Beyond the process of transcription, AI can be practically applied in a variety of tasks related to court reporting. Think of a live court reporting session. Suppose there is a need to go back to what someone said earlier in the proceeding. A stenographer would have to search their notes for his statement, while a digital recorder would have to quickly scan the log notes, hoping they wrote something relevant. On the other hand, an AI program could simply search for the phrase that is entered and find the exact place in the audio where it was stated. Even if the original transcription contained an error, the technology would allow searching the audio itself, which could then be played back. 

Let’s look at another scenario. It’s the digital reporter’s duty to make an accurate record of the court proceeding, so if someone speaks unclearly, they must mention it. This is something that can sometimes go unnoticed by a busy human but is easily detected by a machine that can pick up on it and alert the recorder. The same goes for going off the record, ambient noise, and overlapping conversation. All of these scenarios can be detected by machines which could then alert the reporter.

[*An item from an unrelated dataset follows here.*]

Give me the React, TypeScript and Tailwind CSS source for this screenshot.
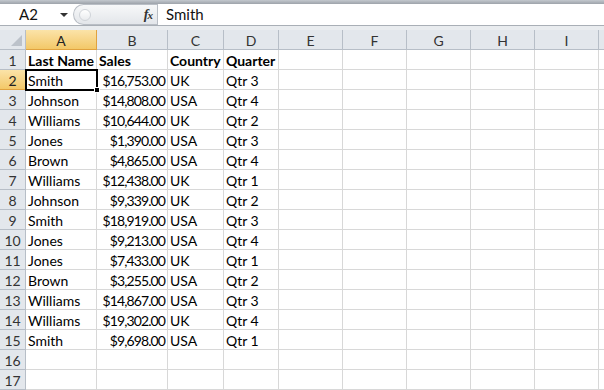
import React from "react"

const cols = ["A", "B", "C", "D", "E", "F", "G", "H", "I", ""]

const rows: string[][] = [
  ["Last Name", "Sales", "Country", "Quarter"],
  ["Smith", "$16,753.00", "UK", "Qtr 3"],
  ["Johnson", "$14,808.00", "USA", "Qtr 4"],
  ["Williams", "$10,644.00", "UK", "Qtr 2"],
  ["Jones", "$1,390.00", "USA", "Qtr 3"],
  ["Brown", "$4,865.00", "USA", "Qtr 4"],
  ["Williams", "$12,438.00", "UK", "Qtr 1"],
  ["Johnson", "$9,339.00", "UK", "Qtr 2"],
  ["Smith", "$18,919.00", "USA", "Qtr 3"],
  ["Jones", "$9,213.00", "USA", "Qtr 4"],
  ["Jones", "$7,433.00", "UK", "Qtr 1"],
  ["Brown", "$3,255.00", "USA", "Qtr 2"],
  ["Williams", "$14,867.00", "USA", "Qtr 3"],
  ["Williams", "$19,302.00", "UK", "Qtr 4"],
  ["Smith", "$9,698.00", "USA", "Qtr 1"],
  [],
  [],
]

const hdr = "flex items-center justify-center border-r border-b border-[#b7bec7] bg-[#e3e7ec] text-[#333] pt-[1px]"
const hdrSel =
  "flex items-center justify-center border-r border-b border-[#e0a23f] bg-gradient-to-b from-[#fbe3a8] to-[#f3c867] text-[#222] pt-[1px]"

export default function App() {
  return (
    <div className="w-[604px] h-[390px] overflow-hidden bg-white font-['Lato',sans-serif] text-[14px] text-black relative">
      {/* top strip */}
      <div className="h-[4px] bg-gradient-to-b from-[#c3c8ce] to-[#9da3aa]" />

      {/* formula bar */}
      <div className="h-[21px] flex bg-white">
        <div className="w-[73px] flex items-center relative">
          <span className="pl-[19px] text-[15px] text-[#111]">A2</span>
          <span className="absolute left-[60px] top-[9px] w-0 h-0 border-l-[4px] border-r-[4px] border-t-[4px] border-l-transparent border-r-transparent border-t-[#333]" />
        </div>
        <div className="w-[84px] flex items-center rounded-l-[11px] border border-r-0 border-[#b9bec5] bg-gradient-to-b from-[#f7f8f9] to-[#e3e6ea]">
          <span className="ml-[5px] w-[12px] h-[12px] rounded-full border border-[#d0d4d9] bg-gradient-to-b from-[#ffffff] to-[#e9ebee]" />
          <span className="ml-auto mr-[5px] font-['Liberation_Serif',serif] italic font-bold text-[14px] text-[#333] tracking-[-1px]">
            f<span className="text-[11px]">x</span>
          </span>
        </div>
        <div className="flex-1 flex items-center border-l border-[#b9bec5] pl-[8px] text-[15px] text-[#111]">Smith</div>
      </div>

      {/* separator */}
      <div className="h-[5px] border-t border-[#a9afb6] bg-[#e9ecef]" />

      {/* grid */}
      <div className="grid grid-cols-[26px_71px_71px_56px_55px_64px_64px_64px_64px_64px_64px] auto-rows-[20px]">
        <div className="bg-[#e3e7ec] border-r border-b border-[#b7bec7] relative">
          <svg className="absolute right-[3px] bottom-[3px]" width="11" height="11" viewBox="0 0 11 11">
            <polygon points="11,0 11,11 0,11" fill="#bcc2ca" />
          </svg>
        </div>
        {cols.map((c, i) => (
          <div key={i} className={i === 0 ? hdrSel : hdr}>
            {c}
          </div>
        ))}

        {rows.map((r, ri) => (
          <React.Fragment key={ri}>
            <div className={ri === 1 ? hdrSel : hdr}>{ri + 1}</div>
            {cols.map((_, ci) => {
              const v = r[ci] ?? ""
              const right = ci === 1 && ri > 0
              return (
                <div
                  key={ci}
                  className={`flex items-center pt-[1px] border-r border-b border-[#d8d8d8] whitespace-nowrap overflow-hidden ${
                    right ? "justify-end pr-[2px]" : "pl-[2px]"
                  } ${ri === 0 ? "font-bold" : ""}`}
                >
                  {right ? <span className="tracking-[-0.9px]">{v}</span> : v}
                </div>
              )
            })}
          </React.Fragment>
        ))}
      </div>

      {/* active cell */}
      <div className="absolute left-[25px] top-[69px] w-[73px] h-[22px] border-2 border-black pointer-events-none" />
      <div className="absolute left-[94px] top-[87px] w-[6px] h-[6px] bg-black border border-white pointer-events-none" />
    </div>
  )
}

Therefore, going back to the original titular question: Will AI replace stenographers? The short answer is no, as human expertise is essential to work together with technology. However, in order to maximize the use of their unique and specialized skills, stenographers should target situations where technology cannot be applied, such as scenarios where there is no digital setup. 

The rise of AI technology has significantly impacted almost every aspect of daily life and nearly every professional industry. AI offers distinct advantages and strengths in many domains, and legal is no exception. In particular, AI and machine learning technology have the potential to achieve faster transcription turnaround and a high level of accuracy for court reporters, as well as assist with other elements of a court proceeding.